Relationships

What to do if his family is too involved in your relationship

Becoming part of your boo’s family is a big part of establishing a successful relationship. But, when your boo’s family is too big a part of your relationship, you’re at risk of having a less-than-successful relationship. If his family’s crossed the line from lovingly embracing you to lovingly suffocating you, here’s what to do.

Talk to him

First thing’s first, get on the same page with your man. Talking about his family can be sticky, so choose your words carefully. You might even want to write out what you’re planning on saying before you sit down for the convo, just to make sure you’re communicating what you want to be saying. Focus on what’s great about his family first and then get into specific examples of times they crossed the line. After that, move into how you wish they were involved. Then, talk about his ideal for his family’s involvement in your relationship. Compromise between what each of you thinks is the perfect family scenario to find the right version of perfect for the two of you.

Have him talk to them

Because it’s his family, I think it’s best for him to be the one to have the awkward chat with his family about the boundaries you’re drawing a couple. Trust him to know how to communicate with them. Also, you’ll probably want to sit this convo out to avoid their initial reactions to learning about your boundaries. It’s only natural for their gut reactions to be less than pleasant. You don’t need to hear that stuff.

Invite them in

Instead of focusing on what they’re no longer able to do vis-à-vis your relationship, celebrate when you’d like to include them. And be proactive about inviting them. After getting a talking to, they might be a bit timid about asking to be involved. So, invite them in when they’re welcome.

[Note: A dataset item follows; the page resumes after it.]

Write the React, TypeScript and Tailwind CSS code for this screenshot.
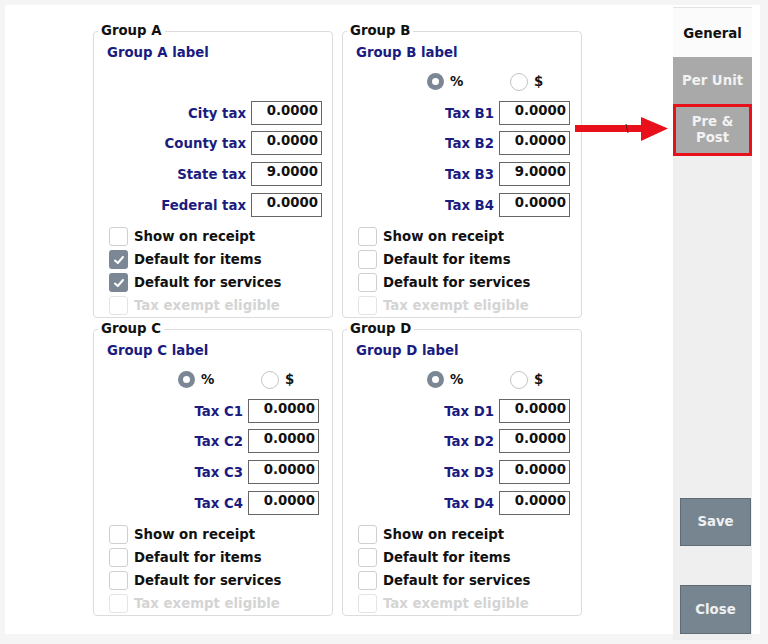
import React from 'react';

type Group = {
  name: string;
  fields: { label: string; value: string }[];
  radios: boolean;
  checks: [boolean, boolean, boolean];
  padRight: string;
};

const groups: Group[] = [
  {
    name: 'A',
    fields: [
      { label: 'City tax', value: '0.0000' },
      { label: 'County tax', value: '0.0000' },
      { label: 'State tax', value: '9.0000' },
      { label: 'Federal tax', value: '0.0000' },
    ],
    radios: false,
    checks: [false, true, true],
    padRight: 'pr-[10px]',
  },
  {
    name: 'B',
    fields: [
      { label: 'Tax B1', value: '0.0000' },
      { label: 'Tax B2', value: '0.0000' },
      { label: 'Tax B3', value: '9.0000' },
      { label: 'Tax B4', value: '0.0000' },
    ],
    radios: true,
    checks: [false, false, false],
    padRight: 'pr-[11px]',
  },
  {
    name: 'C',
    fields: [
      { label: 'Tax C1', value: '0.0000' },
      { label: 'Tax C2', value: '0.0000' },
      { label: 'Tax C3', value: '0.0000' },
      { label: 'Tax C4', value: '0.0000' },
    ],
    radios: true,
    checks: [false, false, false],
    padRight: 'pr-[13px]',
  },
  {
    name: 'D',
    fields: [
      { label: 'Tax D1', value: '0.0000' },
      { label: 'Tax D2', value: '0.0000' },
      { label: 'Tax D3', value: '0.0000' },
      { label: 'Tax D4', value: '0.0000' },
    ],
    radios: true,
    checks: [false, false, false],
    padRight: 'pr-[11px]',
  },
];

const Checkbox = ({ checked, disabled, label }: { checked?: boolean; disabled?: boolean; label: string }) => (
  <div className="flex items-center h-[23px]">
    {checked ? (
      <div className="w-[19px] h-[19px] rounded-[3px] bg-[#7b8794] flex items-center justify-center">
        <svg width="12" height="12" viewBox="0 0 12 12">
          <path d="M2 6.5 L4.8 9 L10 3" fill="none" stroke="#ffffff" strokeWidth="2" strokeLinecap="round" strokeLinejoin="round" />
        </svg>
      </div>
    ) : (
      <div className={`w-[19px] h-[19px] rounded-[3px] border ${disabled ? 'border-[#e4e4e4]' : 'border-[#cfcfcf]'} bg-white`} />
    )}
    <span className={`ml-[6px] ${disabled ? 'text-[#d4d4d4]' : 'text-[#111]'}`}>{label}</span>
  </div>
);

const Radio = ({ on, label }: { on?: boolean; label: string }) => (
  <div className="flex items-center">
    {on ? (
      <div className="w-[17px] h-[17px] rounded-full bg-[#7b8794] flex items-center justify-center">
        <div className="w-[7px] h-[7px] rounded-full bg-white" />
      </div>
    ) : (
      <div className="w-[18px] h-[18px] rounded-full border border-[#c4c4c4] bg-white" />
    )}
    <span className="ml-[6px] text-[#111]">{label}</span>
  </div>
);

const GroupBox = ({ g }: { g: Group }) => (
  <fieldset className="border border-[#dcdcdc] rounded-[4px] h-[295px] flex flex-col overflow-visible">
    <legend className="ml-[4px] px-[3px] text-[#111] leading-[16px]">Group {g.name}</legend>
    <div className="pl-[13px] mt-[6px] text-[#1b1b80] leading-[16px]">Group {g.name} label</div>
    <div className="h-[32px] mt-[7px] flex items-center pl-[84px]">
      {g.radios && (
        <>
          <div className="w-[83px]">
            <Radio on label="%" />
          </div>
          <Radio label="$" />
        </>
      )}
    </div>
    <div className={`flex flex-col gap-[7.6px] mt-[6px] ${g.padRight}`}>
      {g.fields.map((f) => (
        <div key={f.label} className="flex items-center justify-end h-[23px]">
          <span className="text-[#1b1b80] mr-[5px] mt-[2px]">{f.label}</span>
          <div className="w-[71px] h-[24px] border border-[#666] bg-white flex justify-end pr-[3px] pt-[1px] leading-[16px] text-[#111]">
            {f.value}
          </div>
        </div>
      ))}
    </div>
    <div className="flex flex-col pl-[15px] mt-[9px]">
      <Checkbox checked={g.checks[0]} label="Show on receipt" />
      <Checkbox checked={g.checks[1]} label="Default for items" />
      <Checkbox checked={g.checks[2]} label="Default for services" />
      <Checkbox disabled label="Tax exempt eligible" />
    </div>
  </fieldset>
);

export default function App() {
  return (
    <div
      className="w-[768px] h-[644px] bg-[#f5f5f5] pt-[5px] pl-[5px] pr-[8px] pb-[10px] font-bold text-[13.3px]"
      style={{ fontFamily: '"DejaVu Sans", Verdana, sans-serif' }}
    >
      <div className="relative bg-white h-full flex">
        <div className="ml-[88px] mt-[18px] grid grid-cols-[240px_240px] grid-rows-[298px_298px] gap-x-[9px] h-[596px]">
          {groups.map((g) => (
            <GroupBox key={g.name} g={g} />
          ))}
        </div>

        {/* side tabs */}
        <div className="ml-auto mr-[8px] mt-[2px] w-[79px] h-[633px] bg-[#efefef] border-t border-[#e2e2e2] flex flex-col">
          <div className="h-[49px] bg-[#fbfbfb] flex items-center justify-center text-[#111] pt-[2px]">General</div>
          <div className="h-[47px] bg-[#a9a9a9] flex items-center justify-center text-[#f2f2f2]">Per Unit</div>
          <div className="h-[52px] bg-[#a9a9a9] border-[3px] border-[#e8101a] flex flex-col items-center justify-center text-[#f2f2f2] leading-[16px]">
            <span>Pre &amp;</span>
            <span>Post</span>
          </div>
          <div className="flex-1 flex flex-col items-end pr-[1px]">
            <button className="mt-[342px] w-[71px] h-[48px] bg-[#76858f] border border-[#5f6c76] text-[#eef0f2] font-bold">
              Save
            </button>
            <button className="mt-[39px] w-[71px] h-[49px] bg-[#76858f] border border-[#5f6c76] text-[#eef0f2] font-bold">
              Close
            </button>
          </div>
        </div>

        {/* annotation arrow */}
        <svg className="absolute left-[570px] top-[111px]" width="95" height="28" viewBox="0 0 95 28">
          <rect x="0" y="9" width="68" height="7" fill="#e8101a" />
          <polygon points="66,1 93,12.5 66,25" fill="#e8101a" />
          <line x1="51" y1="8" x2="53" y2="17" stroke="#5a1a1a" strokeWidth="1" />
        </svg>
      </div>
    </div>
  );
}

Hopefully that will take the edge of the times they’re not on the guest list.

Know it’s on you

Their actions are on them, but your reaction is on you. Truly, they only affect your relationship if your boo and you let them. Try not to dwell on their bad behavior, nosiness or unsolicited advice. They’re them and you’re you guys. Don’t let them define any part of your relationship.

Good luck dealing with his family, girl. This is one of the most delicate parts of being in a relationship with someone else. But with the right plan, a lot of communication and a good attitude, you can navigate this!